In a recent post by Big Think, they discussed the concept of “Nowism”. The gist of the article was that while some may think that the “key to innovation is the ability to see trends before they develop and think ahead of the change curve”, Joi Ito, the director of the MIT Media Lab, focuses on “Nowism,” which is the focuses on process, not prediction. In Ito’s view, the greatest innovation successes are derived from serendipity, but also through a process that enables serendipity. The example of Nowism cited was if you designed a dating platform, but there are no takers. You have the ability to see this, change course, and then develop your product into a video sharing platform that you sell to Google for $1.6 billion.

This is exactly what agile development methodologies are all about. It’s about the here and now. Requirements, people, deadlines, scope, all changing every day, and adapting to the situation with ‘working software’ that helps you determine if you are meeting the requirements or NOT. You see, the value of ‘working software’ is not to put pressure on yourself to develop intermediate milestones so you don’t wait until the last minute. The value in each sprint (whether it be 2 days or 2 months) is to have something working where you can show it to the stakeholders and get an idea if you are going in the right direction or not. Or, find out that their minds were in the wrong direction as well.
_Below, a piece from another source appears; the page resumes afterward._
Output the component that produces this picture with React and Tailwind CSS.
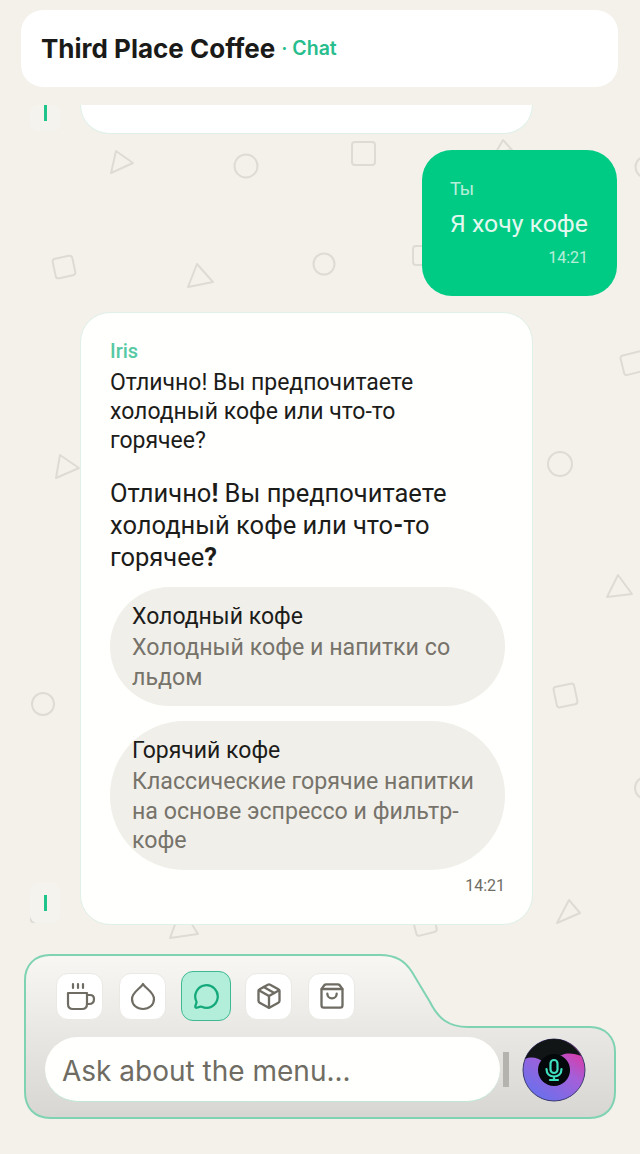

So it is doubtful that there will be any significant agile trends with respect to this basic agile principle of getting feedback early.

Agile is not about prediction. To the contrary, it is about the here and now, adapting on the spot to the given situation and context. So when you see ‘Best practices’ for agile, make sure you examine them carefully to determine where they fit at the given moment in time, depending on your team, product and environment.